Use A2A when the target is another agent. Use MCP when the target is a tool, data source, API, database, file store, knowledge source, or enterprise system.
Q3. What is an Agent Card?
An Agent Card advertises what an agent can do. It should describe the agent's skills, supported tasks, input and output formats, authentication needs, transports, limits, safety rules, escalation expectations, and owner metadata.
Q4. What is the difference between consult and transfer?
In a consult, the source agent keeps ownership and asks another agent for help. In a transfer, ownership moves to the target agent or human. Use consult when the main agent only needs validation or lookup. Use transfer when the next part of the journey belongs to another agent.
Q5. Should the handoff include the full transcript?
No. Pass structured context instead of a raw transcript. A transcript may be useful for audit or review, but the receiving agent should get a compact payload with the fields it needs to continue.
Q6. How does A2A help healthcare contact centers?
It lets a main agent coordinate with specialist agents for verification, scheduling, insurance, billing, and escalation. This reduces repeated questions, improves routing, and supports cleaner human handoffs when the caller is frustrated, identity is uncertain, or the action is sensitive.
Q7. What happens if the target agent is unavailable?
The source agent should use a defined fallback. It can return to the orchestrator, retry with backoff, ask one clarifying question, route to a human queue, offer a callback, or create a case and provide confirmation.
Q8. How do A2A and MCP work together?
A2A coordinates work between agents.
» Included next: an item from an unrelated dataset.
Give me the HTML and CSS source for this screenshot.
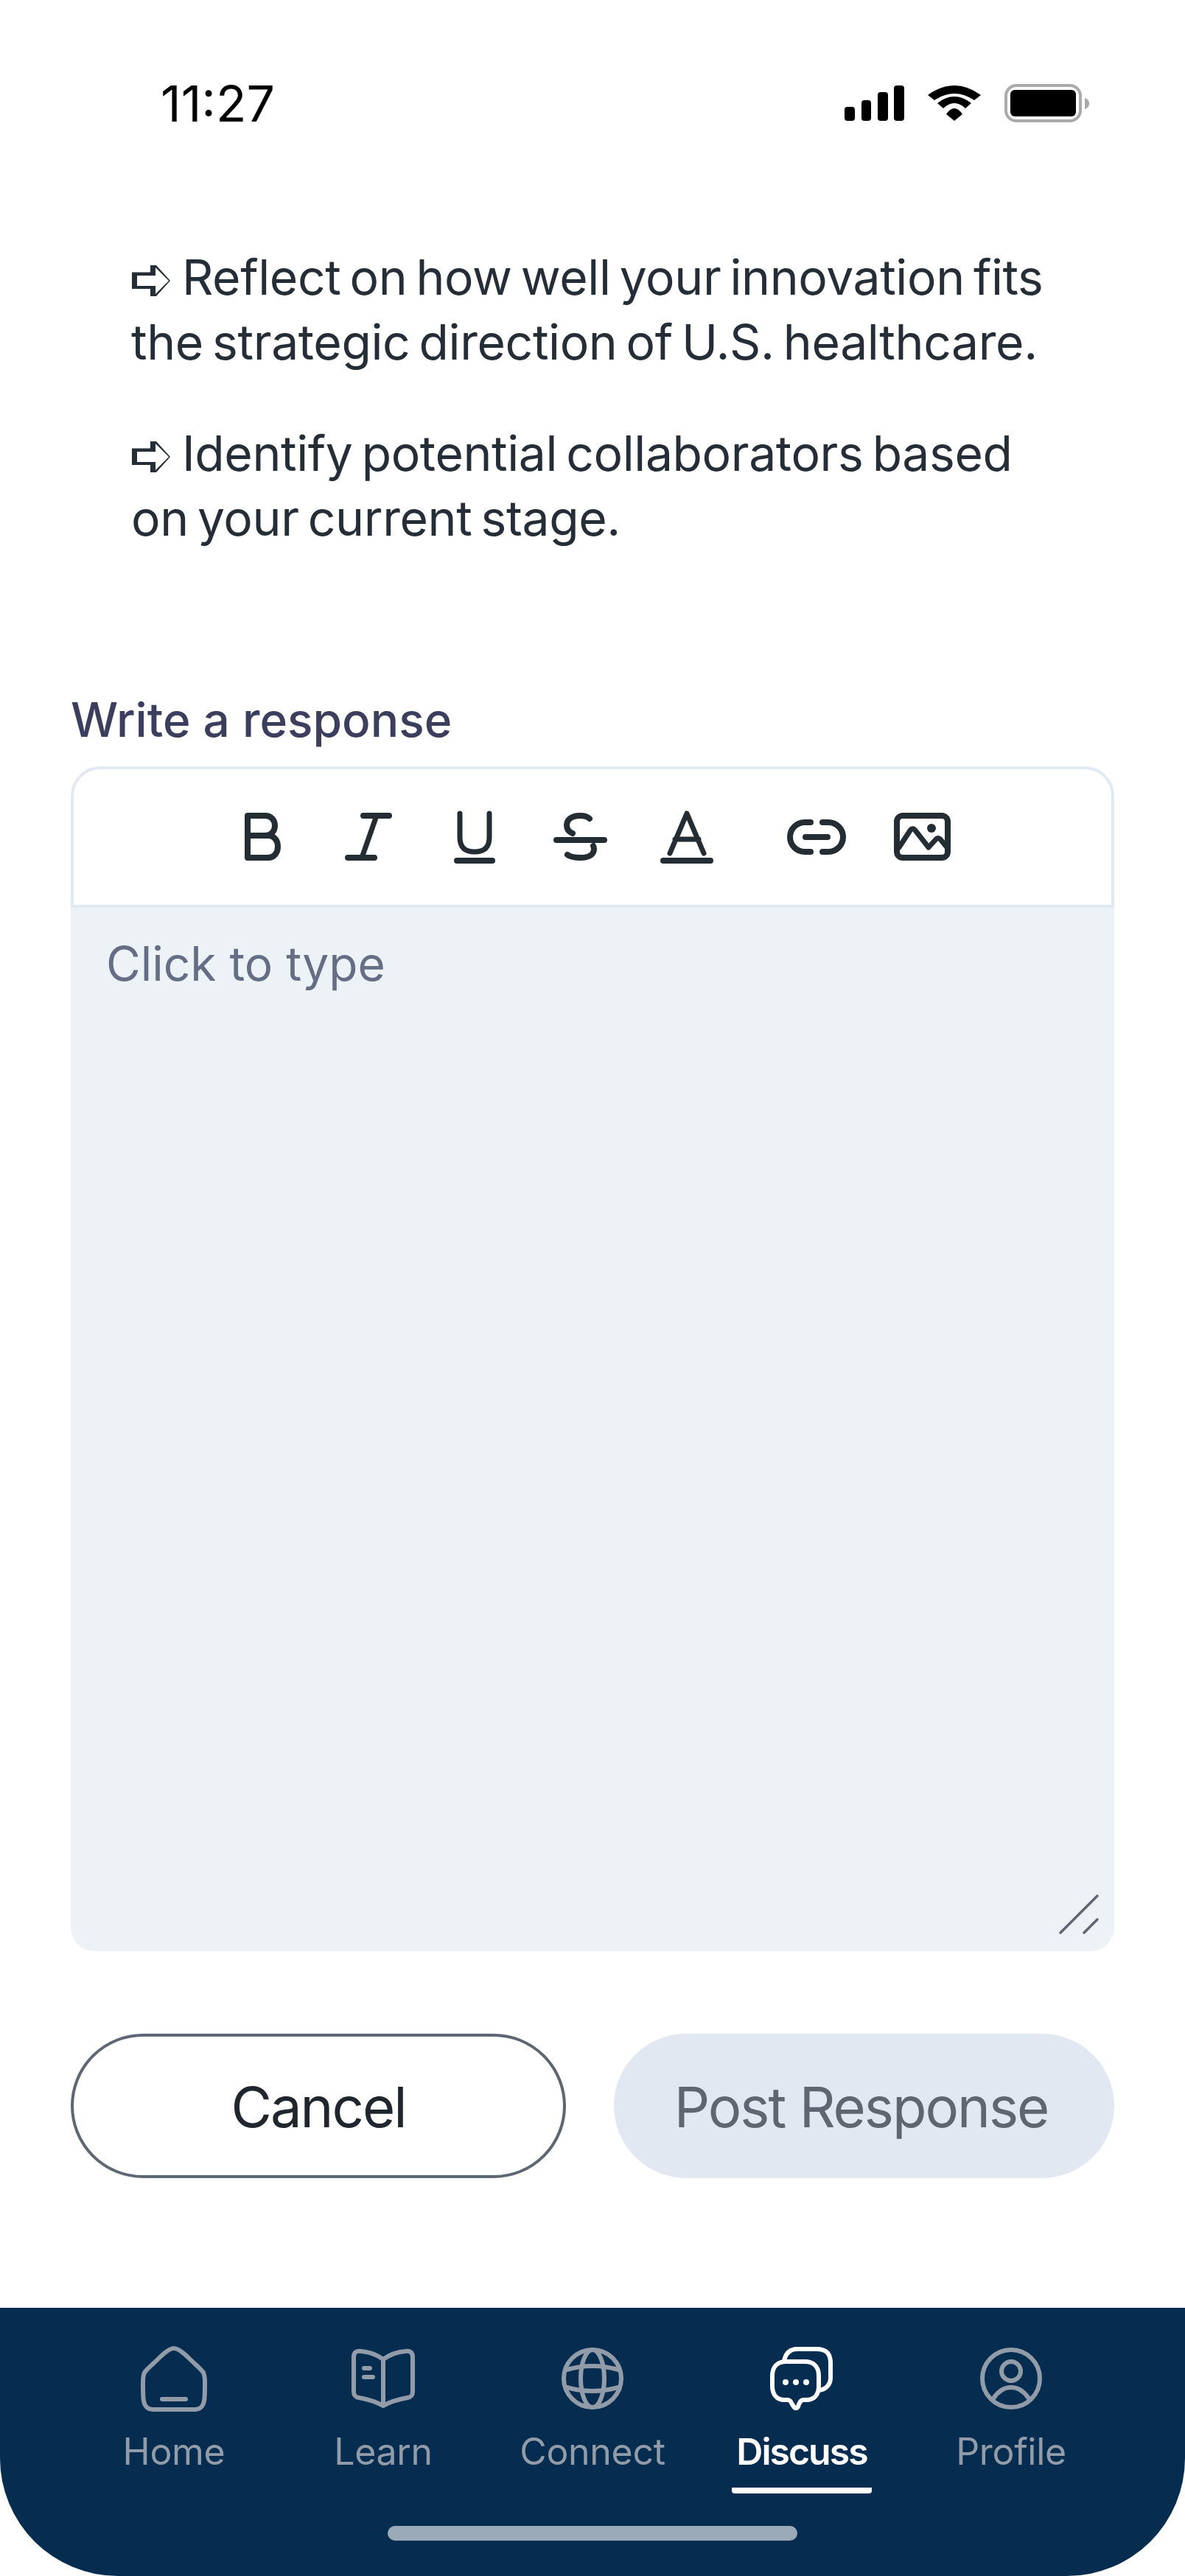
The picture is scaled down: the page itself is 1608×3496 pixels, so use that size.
FILE: index.html
```html
<!DOCTYPE html>
<html>
<head>
    <title>Write a response</title>
    <link rel="stylesheet" href="styles.css">
</head>
<body>
    <div class="screen">
        <div class="status-bar">
            <span class="time">11:27</span>
            <div class="status-icons">
                <svg class="signal" width="81" height="48" viewBox="0 0 81 48">
                    <rect x="0" y="29" width="14" height="19" rx="4"/>
                    <rect x="23" y="20" width="13" height="28" rx="4"/>
                    <rect x="45" y="9" width="14" height="39" rx="4"/>
                    <rect x="67" y="0" width="14" height="48" rx="4"/>
                </svg>
                <svg class="wifi" width="72" height="48" viewBox="0 0 72 48">
                    <path d="M0 13Q36 -13 72 13L63 20Q36 2 9 20Z"/>
                    <path d="M13 24Q36 6 59 24L51 31Q36 17 21 31Z"/>
                    <path d="M25 39Q36 23 47 39L36 48Z"/>
                </svg>
                <svg class="battery" width="115" height="52" viewBox="0 0 115 52">
                    <rect x="2" y="2" width="101" height="48" rx="14" fill="none" stroke="#aaa" stroke-width="4"/>
                    <rect x="8" y="8" width="89" height="36" rx="6"/>
                    <path d="M109 19C113 20 115 23 115 26.500C115 30 113 33 109 34Z" fill="#aaa"/>
                </svg>
            </div>
        </div>

        <main class="content">
            <div class="intro">
                <p><svg class="arrow" width="52" height="42" viewBox="0 0 52 42"><path d="M0 9.500H25V0H33L52 21L33 42H25V32H0Z"/><path class="arrow-inner" d="M7 14H32V3L50 21L32 39V28H7Z"/></svg>Reflect on how well your innovation fits the strategic direction of U.S. healthcare.</p>
                <p><svg class="arrow" width="52" height="42" viewBox="0 0 52 42"><path d="M0 9.500H25V0H33L52 21L33 42H25V32H0Z"/><path class="arrow-inner" d="M7 14H32V3L50 21L32 39V28H7Z"/></svg>Identify potential collaborators based on your current stage.</p>
            </div>

            <label class="field-label">Write a response</label>
            <div class="editor">
                <div class="toolbar">
                    <svg class="tool" viewBox="0 0 96 96"><path d="M28 19h24c8 0 13 6 13 13.500S60 46 52 46H28zM28 46h28c8 0 13 6.500 13 15s-5 15-13 15H28z"/></svg>
                    <svg class="tool" viewBox="0 0 96 96"><path d="M41 19h35M20 76h36"/><path class="thin" d="M59 19L39 76"/></svg>
                    <svg class="tool" viewBox="0 0 96 96"><path class="thin" d="M28 16v32c0 14 7 20 20 20s20-6 20-20V16"/><path d="M24 80h48"/></svg>
                    <svg class="tool" viewBox="0 0 96 96"><path d="M60 23c-3-3-7-4-13-4-11 0-18 5-18 13 0 5 3 9 8 11M65 60c1 2 1 3 1 4 0 8-7 12-18 12-8 0-14-1-18-4M15 52h65"/></svg>
                    <svg class="tool" viewBox="0 0 96 96"><path class="thin" d="M25 70L48 16L71 70M32 51h32" /><path d="M16 80h64"/></svg>
                    <svg class="tool tool-link" viewBox="0 0 96 96"><path d="M40 28h-8a20 20 0 0 0 0 40h8M56 28h8a20 20 0 0 1 0 40h-8M33 48h30"/></svg>
                    <svg class="tool" viewBox="0 0 96 96">
                        <rect x="13" y="19" width="69" height="57" rx="8"/>
                        <path class="thin" d="M16 62L31 39c2-3 5-3 7 0L56 62L66 51c2-2 4-2 6 0L81 62"/>
                        <circle cx="60" cy="36" r="6" class="solid"/>
                    </svg>
                </div>
                <div class="editor-body">
                    <span class="placeholder">Click to type</span>
                    <svg class="resize-handle" width="56" height="56" viewBox="0 0 56 56">
                        <path d="M3 53L53 3M35 53L53 35"/>
                    </svg>
                </div>
            </div>

            <div class="actions">
                <button class="btn btn-cancel">Cancel</button>
                <button class="btn btn-post">Post Response</button>
            </div>
        </main>

        <nav class="tab-bar">
            <ul class="tabs">
                <li class="tab">
                    <svg class="tab-icon" viewBox="0 0 96 96"><path d="M48 7c-6 0-14 7-21 14-7 7-15 13-19 19-2 4-2 8-2 14 0 12 0 20 1 24 1 8 6 12 13 12h56c7 0 12-4 13-12 1-4 1-12 1-24 0-6 0-10-2-14-4-6-12-12-19-19-7-7-15-14-21-14zM32 76h32"/></svg>
                    <span>Home</span>
                </li>
                <li class="tab">
                    <svg class="tab-icon" viewBox="0 0 96 96"><path d="M48 22C40 16 30 12 18 11C11 10 8 13 8 19V66C8 71 10 73 15 74C26 76 38 79 48 85C58 79 70 76 81 74C86 73 88 71 88 66V19C88 13 85 10 78 11C66 12 56 16 48 22ZM48 22V85M22 34h8M22 46h12"/></svg>
                    <span>Learn</span>
                </li>
                <li class="tab">
                    <svg class="tab-icon" viewBox="0 0 96 96"><circle cx="48" cy="48" r="39"/><ellipse cx="48" cy="48" rx="16" ry="39"/><path d="M13 36Q48 26 83 36M13 60Q48 70 83 60"/></svg>
                    <span>Connect</span>
                </li>
                <li class="tab active">
                    <svg class="tab-icon" viewBox="0 0 96 96">
                        <path d="M24 24C26 14 31 8 42 8H68C81 8 87 14 87 27V47C87 56 81 63 71 64"/>
                        <path d="M27 25H52C64 25 71 32 71 44V58C71 70 65 77 54 77H50C47 77 46 79 44 83L43 86C41 89 39 89 37 86L35 83C33 79 32 77 29 77H25C14 77 8 70 8 58V44C8 32 15 25 27 25Z"/>
                        <circle class="dot" cx="26" cy="53" r="4"/><circle class="dot" cx="40" cy="53" r="4"/><circle class="dot" cx="54" cy="53" r="4"/>
                    </svg>
                    <span>Discuss</span>
                </li>
                <li class="tab">
                    <svg class="tab-icon" viewBox="0 0 96 96"><circle cx="48" cy="48" r="39"/><ellipse cx="48" cy="38" rx="13" ry="13"/><path d="M24 75Q34 60 48 60Q62 60 72 75"/></svg>
                    <span>Profile</span>
                </li>
            </ul>
            <div class="home-indicator"></div>
        </nav>
    </div>
</body>
</html>
```

FILE: styles.css
```css
* {
    box-sizing: border-box;
}
body {
    margin: 0;
    background-color: #fff;
    font-family: Inter, "Noto Sans", sans-serif;
}
.screen {
    display: flex;
    flex-direction: column;
    width: 1608px;
    height: 3496px;
    overflow: hidden;
}

/* status bar */
.status-bar {
    display: flex;
    justify-content: space-between;
    align-items: center;
    height: 280px;
    padding: 0 130px 0 218px;
}
.time {
    font-size: 68px;
    color: #000;
}
.status-icons {
    display: flex;
    align-items: center;
    gap: 32px;
}
.status-icons svg {
    display: block;
}

/* main */
.content {
    flex: 1;
    display: flex;
    flex-direction: column;
    padding: 0 96px;
}
.intro {
    height: 657px;
    padding: 52px 82px 0;
}
.intro p {
    margin: 0 0 63px;
    font-size: 66px;
    font-weight: 380;
    line-height: 88px;
    letter-spacing: -0.4px;
    word-spacing: -6px;
    color: #252d37;
}
.arrow {
    margin: 0 16px 0 1px;
    vertical-align: -2px;
    fill: #252d37;
}
.arrow-inner {
    fill: #fff;
}
.field-label {
    font-size: 64px;
    line-height: 80px;
    font-weight: 500;
    color: #3c3e5e;
    margin-bottom: 23px;
}

/* editor */
.editor {
    display: flex;
    flex-direction: column;
    height: 1608px;
    margin-bottom: 112px;
}
.toolbar {
    display: flex;
    justify-content: center;
    align-items: center;
    gap: 48px;
    height: 192px;
    background-color: #fff;
    border: 4px solid #e1e9f2;
    border-radius: 40px 40px 0 0;
}
.tool {
    width: 96px;
    height: 96px;
    fill: none;
    stroke: #252d34;
    stroke-width: 8;
    stroke-linecap: round;
    stroke-linejoin: round;
}
.tool .thin {
    stroke-width: 7;
}
.tool .solid {
    fill: #252d34;
    stroke: none;
}
.tool-link {
    margin-left: 32px;
}
.editor-body {
    position: relative;
    flex: 1;
    padding: 36px 48px;
    background-color: #edf2f7;
    border-radius: 0 0 32px 32px;
}
.placeholder {
    font-size: 64px;
    line-height: 80px;
    color: #666e85;
}
.resize-handle {
    position: absolute;
    right: 20px;
    bottom: 22px;
    fill: none;
    stroke: #5f6672;
    stroke-width: 3.500;
    stroke-linecap: round;
}

/* buttons */
.actions {
    display: flex;
    justify-content: space-between;
}
.btn {
    height: 196px;
    padding-top: 3px;
    border-radius: 98px;
    font-family: Inter, "Noto Sans", sans-serif;
    font-size: 76px;
    font-weight: 430;
    letter-spacing: -2px;
}
.btn-cancel {
    width: 672px;
    background-color: #fff;
    border: 4px solid #5d6673;
    color: #20262e;
}
.btn-post {
    width: 679px;
    padding-right: 14px;
    background-color: #e2e8f1;
    border: none;
    color: #5f6672;
}

/* bottom tabs */
.tab-bar {
    display: flex;
    flex-direction: column;
    align-items: center;
    height: 364px;
    background-color: #062c50;
    border-radius: 0 0 160px 160px;
}
.tabs {
    display: flex;
    list-style-type: none;
    margin: 0;
    padding: 48px 0 0;
}
.tab {
    display: flex;
    flex-direction: column;
    align-items: center;
    width: 284px;
    height: 248px;
    color: #919ca8;
    font-size: 50px;
    line-height: 60px;
    letter-spacing: -0.3px;
}
.tab span {
    margin-top: 21px;
}
.tab-icon {
    width: 96px;
    height: 96px;
    fill: none;
    stroke: #919ca8;
    stroke-width: 6;
    stroke-linecap: round;
    stroke-linejoin: round;
}
.tab.active {
    color: #fff;
    font-weight: 600;
    letter-spacing: -2px;
}
.tab.active span {
    padding: 0 6px 19px;
    border-bottom: 8px solid #fff;
    border-radius: 0 0 4px 4px;
}
.tab.active .tab-icon {
    stroke: #fff;
}
.tab-icon .dot {
    fill: #fff;
    stroke: none;
}
.home-indicator {
    width: 556px;
    height: 20px;
    border-radius: 10px;
    background-color: #9baab9;
}
```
MCP gives agents structured access to tools, data, and enterprise systems. In a typical journey, the orchestrator uses MCP to check readiness, A2A to consult or transfer to a specialist, and MCP again when the specialist needs approved backend access.
Key Takeaway
A2A is the collaboration layer. MCP is the system-access layer. Together with a multi-agent strategy, they let contact center journeys move from blind transfers to structured, observable, recoverable handoffs. For WxCC AI Agent, this is a forward-looking pattern until native A2A support is available.